Each line holding the word "screenshot" counts once; give the total and nothing more.

— BEGIN Provided data —

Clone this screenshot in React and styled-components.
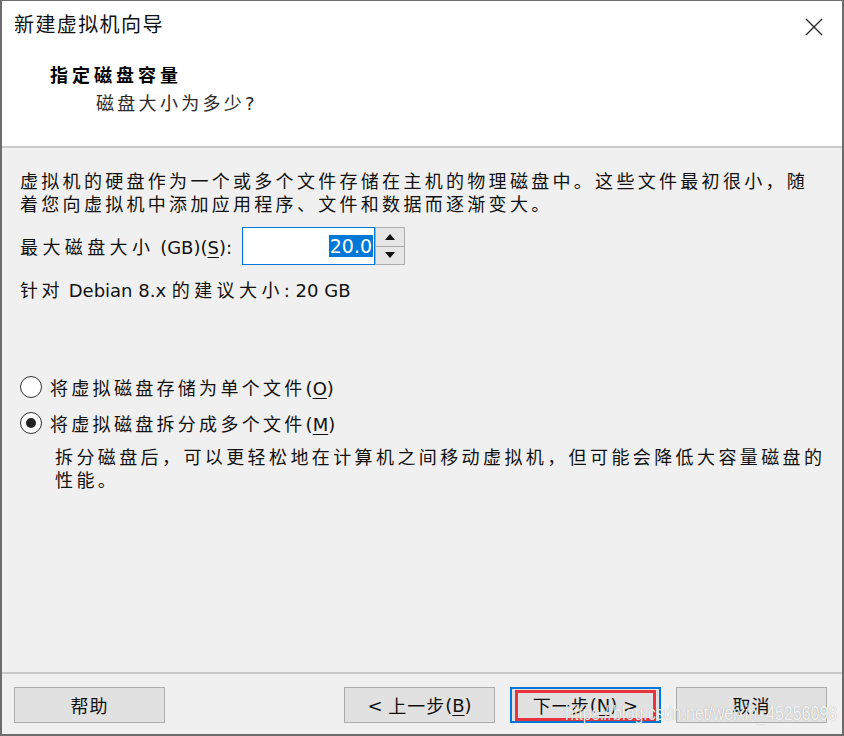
import React from "react";
import styled, { createGlobalStyle } from "styled-components";

const GlobalStyle = createGlobalStyle`
  html, body {
    margin: 0;
    padding: 0;
    background: #f0f0f0;
  }
  body {
    font-family: "DejaVu Sans", "Noto Sans CJK SC", sans-serif;
    font-size: 18px;
    color: #111;
  }
`;

function App() {
  return (
    <Window>
      <GlobalStyle />
      <Header>
        <TitleRow>
          <Title>新建虚拟机向导</Title>
          <Close aria-label="close">
            <svg width="20" height="20" viewBox="0 0 20 20">
              <path d="M2 2 L18 18 M18 2 L2 18" stroke="#2b2b2b" strokeWidth="1.4" fill="none" />
            </svg>
          </Close>
        </TitleRow>
        <Heading>指定磁盘容量</Heading>
        <SubHeading>
          磁盘大小为多少<Lat>?</Lat>
        </SubHeading>
      </Header>

      <Body>
        <Text $spacing={3.3}>
          虚拟机的硬盘作为一个或多个文件存储在主机的物理磁盘中。这些文件最初很小，随
          <br />
          着您向虚拟机中添加应用程序、文件和数据而逐渐变大。
        </Text>

        <SpinRow>
          <Label>
            <Cjk $spacing={4.4}>最大磁盘大小</Cjk>
            <Lat>{" (GB)("}<U>S</U>):</Lat>
          </Label>
          <Spin>
            <SpinInput>
              <Selected>20.0</Selected>
            </SpinInput>
            <SpinButtons>
              <SpinButton>
                <svg width="10" height="6" viewBox="0 0 10 6">
                  <path d="M0 6 L5 0 L10 6 Z" fill="#111" />
                </svg>
              </SpinButton>
              <SpinButton>
                <svg width="10" height="6" viewBox="0 0 10 6">
                  <path d="M0 0 L10 0 L5 6 Z" fill="#111" />
                </svg>
              </SpinButton>
            </SpinButtons>
          </Spin>
        </SpinRow>

        <Hint>
          <Cjk $spacing={3.5}>针对</Cjk>
          <Lat>{" Debian 8.x "}</Lat>
          <Cjk $spacing={4.4}>的建议大小</Cjk>
          <Lat>: 20 GB</Lat>
        </Hint>

        <RadioList>
          <RadioRow>
            <Radio $checked={false} />
            <RadioLabel>
              <Cjk $spacing={3.3}>将虚拟磁盘存储为单个文件</Cjk>
              <Lat>
                (<U>O</U>)
              </Lat>
            </RadioLabel>
          </RadioRow>
          <RadioRow>
            <Radio $checked />
            <RadioLabel>
              <Cjk $spacing={3.3}>将虚拟磁盘拆分成多个文件</Cjk>
              <Lat>
                (<U>M</U>)
              </Lat>
            </RadioLabel>
          </RadioRow>
          <Description $spacing={3.4}>
            拆分磁盘后，可以更轻松地在计算机之间移动虚拟机，但可能会降低大容量磁盘的
            <br />
            性能。
          </Description>
        </RadioList>
      </Body>

      <Footer>
        <Button>帮助</Button>
        <Spacer />
        <Button>
          <Lat>{"< "}</Lat>
          上一步
          <Lat>
            (<U>B</U>)
          </Lat>
        </Button>
        <Button $primary>
          下一步
          <Lat>
            (<U>N</U>){" >"}
          </Lat>
          <Marker />
        </Button>
        <Button>取消</Button>
        <Watermark>https://blog.csdn.net/weixin_45256098</Watermark>
      </Footer>
    </Window>
  );
}

export default App;

const Window = styled.div`
  position: relative;
  box-sizing: border-box;
  width: 844px;
  height: 736px;
  display: flex;
  flex-direction: column;
  border: 2px solid #6d6d6d;
  border-top-width: 1px;
  background: #f0f0f0;
  overflow: hidden;
`;

const Header = styled.div`
  height: 147px;
  flex-shrink: 0;
  box-sizing: border-box;
  background: #fff;
  border-bottom: 2px solid #c9c9c9;
  padding: 9px 18px 0 12px;
`;

const TitleRow = styled.div`
  display: flex;
  justify-content: space-between;
  align-items: center;
  height: 28px;
`;

const Title = styled.div`
  font-family: "Noto Sans CJK SC", sans-serif;
  font-size: 20px;
  line-height: 28px;
  letter-spacing: 1.4px;
  color: #111;
`;

const Close = styled.div`
  width: 20px;
  height: 20px;
  margin-top: 6px;
  display: flex;
`;

const Heading = styled.div`
  margin: 24px 0 0 36px;
  font-family: "Noto Sans CJK SC", sans-serif;
  font-weight: 700;
  font-size: 18px;
  line-height: 24px;
  letter-spacing: 4px;
  color: #000;
`;

const SubHeading = styled.div`
  margin: 6px 0 0 82px;
  font-size: 18px;
  line-height: 24px;
  letter-spacing: 3.3px;
  color: #2a2a2a;
`;

const Lat = styled.span`
  font-family: "DejaVu Sans", sans-serif;
  letter-spacing: 0;
  white-space: pre;
`;

const Cjk = styled.span`
  letter-spacing: ${(p) => p.$spacing || 0}px;
`;

const U = styled.span`
  text-decoration: underline;
  text-underline-offset: 3px;
  text-decoration-thickness: 1px;
`;

const Body = styled.div`
  flex: 1;
  display: flex;
  flex-direction: column;
  padding: 22px 16px 0 18px;
`;

const Text = styled.p`
  margin: 0;
  line-height: 23px;
  white-space: nowrap;
  letter-spacing: ${(p) => p.$spacing}px;
`;

const SpinRow = styled.div`
  display: flex;
  align-items: center;
  gap: 10px;
  margin-top: 11px;
`;

const Label = styled.span`
  white-space: nowrap;
`;

const Spin = styled.div`
  display: flex;
  height: 38px;
`;

const SpinInput = styled.div`
  box-sizing: border-box;
  width: 133px;
  height: 38px;
  background: #fff;
  border: 1px solid #0078d7;
  display: flex;
  align-items: center;
  justify-content: flex-end;
  padding-right: 1px;
`;

const Selected = styled.span`
  background: #0078d7;
  color: #fff;
  font-size: 19px;
  line-height: 22px;
  padding: 0 1px;
`;

const SpinButtons = styled.div`
  display: flex;
  flex-direction: column;
  width: 30px;
  height: 38px;
`;

const SpinButton = styled.div`
  flex: 1;
  box-sizing: border-box;
  display: flex;
  align-items: center;
  justify-content: center;
  background: #e6e6e6;
  border: 1px solid #adadad;
  & + & {
    border-top: none;
  }
`;

const Hint = styled.div`
  margin-top: 14px;
  line-height: 23px;
  white-space: nowrap;
`;

const RadioList = styled.div`
  display: flex;
  flex-direction: column;
  margin-top: 70px;
`;

const RadioRow = styled.div`
  display: flex;
  align-items: center;
  height: 30px;
  gap: 8px;
  margin-bottom: 6px;
  white-space: nowrap;
`;

const RadioLabel = styled.span`
  white-space: nowrap;
`;

const Radio = styled.span`
  position: relative;
  box-sizing: border-box;
  width: 22px;
  height: 22px;
  border-radius: 50%;
  border: 1.5px solid #333;
  background: #fff;
  flex-shrink: 0;
  &::after {
    content: "";
    display: ${(p) => (p.$checked ? "block" : "none")};
    position: absolute;
    left: 50%;
    top: 50%;
    width: 10px;
    height: 10px;
    margin: -5px 0 0 -5px;
    border-radius: 50%;
    background: #222;
  }
`;

const Description = styled(Text)`
  margin: 2px 0 0 35px;
`;

const Footer = styled.div`
  position: relative;
  height: 62px;
  flex-shrink: 0;
  box-sizing: border-box;
  border-top: 2px solid #c9c9c9;
  display: flex;
  align-items: flex-start;
  gap: 15px;
  padding: 13px 15px 0 12px;
`;

const Spacer = styled.div`
  flex: 1;
`;

const Button = styled.div`
  position: relative;
  box-sizing: border-box;
  width: 151px;
  height: 36px;
  display: flex;
  align-items: center;
  justify-content: center;
  background: #e1e1e1;
  border: ${(p) => (p.$primary ? "2px solid #0078d7" : "1.5px solid #adadad")};
  font-size: 18px;
  letter-spacing: 1px;
  color: #111;
  white-space: nowrap;
`;

const Marker = styled.span`
  position: absolute;
  inset: 1px 3px 0 3px;
  border: 3px solid #e8353d;
`;

const Watermark = styled.div`
  position: absolute;
  left: 563px;
  top: 27px;
  font-family: "Liberation Sans", sans-serif;
  font-size: 20px;
  line-height: 24px;
  color: rgba(255, 255, 255, 0.9);
  text-shadow: 0 0 1px rgba(0, 0, 0, 0.35);
  transform: scaleX(0.8);
  transform-origin: left center;
  white-space: nowrap;
  pointer-events: none;
`;
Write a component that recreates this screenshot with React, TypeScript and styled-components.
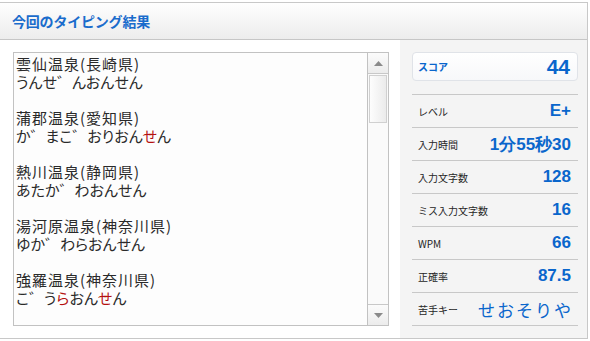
import React from 'react'
import styled, { createGlobalStyle } from 'styled-components'

const GlobalStyle = createGlobalStyle`
  body {
    margin: 0;
    background: #ffffff;
    font-family: "Noto Sans CJK JP", "Noto Sans", sans-serif;
  }
`

const blue = '#0a66cc'

interface Entry {
  name: string
  reading: { text: string; miss?: boolean }[]
}

const entries: Entry[] = [
  { name: '雲仙温泉(長崎県)', reading: [{ text: 'うんせ゛んおんせん' }] },
  {
    name: '蒲郡温泉(愛知県)',
    reading: [{ text: 'か゛まこ゛おりおん' }, { text: 'せ', miss: true }, { text: 'ん' }]
  },
  { name: '熱川温泉(静岡県)', reading: [{ text: 'あたか゛わおんせん' }] },
  { name: '湯河原温泉(神奈川県)', reading: [{ text: 'ゆか゛わらおんせん' }] },
  {
    name: '強羅温泉(神奈川県)',
    reading: [
      { text: 'こ゛う' },
      { text: 'ら', miss: true },
      { text: 'おん' },
      { text: 'せ', miss: true },
      { text: 'ん' }
    ]
  }
]

const stats = [
  { label: 'レベル', value: 'E+' },
  { label: '入力時間', value: '1分55秒30' },
  { label: '入力文字数', value: '128' },
  { label: 'ミス入力文字数', value: '16' },
  { label: 'WPM', value: '66' },
  { label: '正確率', value: '87.5' }
]

export default function App() {
  return (
    <>
      <GlobalStyle />
      <Panel>
        <Header>
          <Title>今回のタイピング結果</Title>
        </Header>
        <Body>
          <Left>
            <TextBox>
              <TextContent>
                {entries.map((e) => (
                  <Block key={e.name}>
                    <Line $spaced>{e.name}</Line>
                    <Line>
                      {e.reading.map((r, i) =>
                        r.miss ? <Miss key={i}>{r.text}</Miss> : <span key={i}>{r.text}</span>
                      )}
                    </Line>
                  </Block>
                ))}
              </TextContent>
              <ScrollBar>
                <ScrollButton>
                  <svg width="9" height="5" viewBox="0 0 9 5">
                    <path d="M4.5 0 L9 5 L0 5 Z" fill="#8a8a8a" />
                  </svg>
                </ScrollButton>
                <Track>
                  <Thumb />
                </Track>
                <ScrollButton>
                  <svg width="9" height="5" viewBox="0 0 9 5">
                    <path d="M0 0 L9 0 L4.5 5 Z" fill="#8a8a8a" />
                  </svg>
                </ScrollButton>
              </ScrollBar>
            </TextBox>
          </Left>
          <Side>
            <ScoreBox>
              <ScoreLabel>スコア</ScoreLabel>
              <ScoreValue>44</ScoreValue>
            </ScoreBox>
            <StatList>
              {stats.map((s) => (
                <StatRow key={s.label}>
                  <StatLabel>{s.label}</StatLabel>
                  <StatValue>{s.value}</StatValue>
                </StatRow>
              ))}
              <StatRow>
                <StatLabel>苦手キー</StatLabel>
                <WeakKeys>せおそりや</WeakKeys>
              </StatRow>
            </StatList>
          </Side>
        </Body>
      </Panel>
    </>
  )
}

const Panel = styled.div`
  margin-top: 2px;
  width: 587px;
  border-top: 1px solid #c8c8c8;
  border-right: 1px solid #c8c8c8;
  border-bottom: 1px solid #c8c8c8;
  background: #fff;
`

const Header = styled.div`
  height: 36px;
  display: flex;
  align-items: center;
  padding-left: 12px;
  background: linear-gradient(#fefefe, #ececec);
  border-bottom: 1px solid #c6c6c6;
`

const Title = styled.div`
  color: #1a6ccc;
  font-size: 14px;
  font-weight: bold;
  letter-spacing: -0.2px;
`

const Body = styled.div`
  display: flex;
  height: 298px;
`

const Left = styled.div`
  width: 400px;
  padding: 12px 0 0 13px;
  box-sizing: border-box;
`

const TextBox = styled.div`
  width: 376px;
  height: 274px;
  box-sizing: border-box;
  border: 1px solid #c2c2c2;
  background: #fdfdfd;
  display: flex;
`

const TextContent = styled.div`
  flex: 1;
  padding: 2px 0 0 2px;
  overflow: hidden;
  color: #2a2a2a;
  font-size: 15px;
  line-height: 18px;
  font-feature-settings: "palt";
`

const Block = styled.div`
  margin-bottom: 18px;
`

const Line = styled.div<{ $spaced?: boolean }>`
  white-space: nowrap;
  letter-spacing: ${(p) => (p.$spaced ? '1px' : '0')};
`

const Miss = styled.span`
  color: #b41010;
`

const ScrollBar = styled.div`
  width: 20px;
  border-left: 1px solid #c2c2c2;
  display: flex;
  flex-direction: column;
  background: #fafafa;
`

const ScrollButton = styled.div`
  height: 20px;
  display: flex;
  align-items: center;
  justify-content: center;
  background: linear-gradient(#fbfbfb, #ececec);
  &:first-child {
    border-bottom: 1px solid #c8c8c8;
  }
  &:last-child {
    border-top: 1px solid #c8c8c8;
  }
`

const Track = styled.div`
  flex: 1;
  padding: 1px 1px 0 1px;
`

const Thumb = styled.div`
  height: 48px;
  box-sizing: border-box;
  border: 1px solid #d0d0d0;
  background: linear-gradient(90deg, #fdfdfd, #ebebeb);
`

const Side = styled.div`
  flex: 1;
  background: #f4f4f4;
  padding: 12px 9px 0 12px;
`

const ScoreBox = styled.div`
  height: 29px;
  box-sizing: border-box;
  border: 1px solid #e0e3e8;
  border-radius: 4px;
  background: linear-gradient(#ffffff, #f7f8fa);
  display: flex;
  align-items: center;
  justify-content: space-between;
  padding: 0 7px 0 5px;
  margin-bottom: 13px;
`

const ScoreLabel = styled.div`
  color: ${blue};
  font-size: 10px;
  font-weight: bold;
`

const ScoreValue = styled.div`
  color: ${blue};
  font-family: "Liberation Sans", Arial, sans-serif;
  font-weight: bold;
  font-size: 21px;
`

const StatList = styled.div`
  border-top: 1px solid #c8c8c8;
`

const StatRow = styled.div`
  height: 32px;
  border-bottom: 1px solid #c8c8c8;
  display: flex;
  align-items: center;
  justify-content: space-between;
  padding: 0 7px 0 6px;
`

const StatLabel = styled.div`
  color: #262626;
  font-size: 10px;
`

const StatValue = styled.div`
  color: ${blue};
  font-family: "Liberation Sans", Arial, sans-serif;
  font-weight: bold;
  font-size: 17px;
`

const WeakKeys = styled.div`
  color: ${blue};
  font-size: 17px;
  letter-spacing: 2px;
  margin-right: -2px;
`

— END Provided data —

◆ **Reply**:
2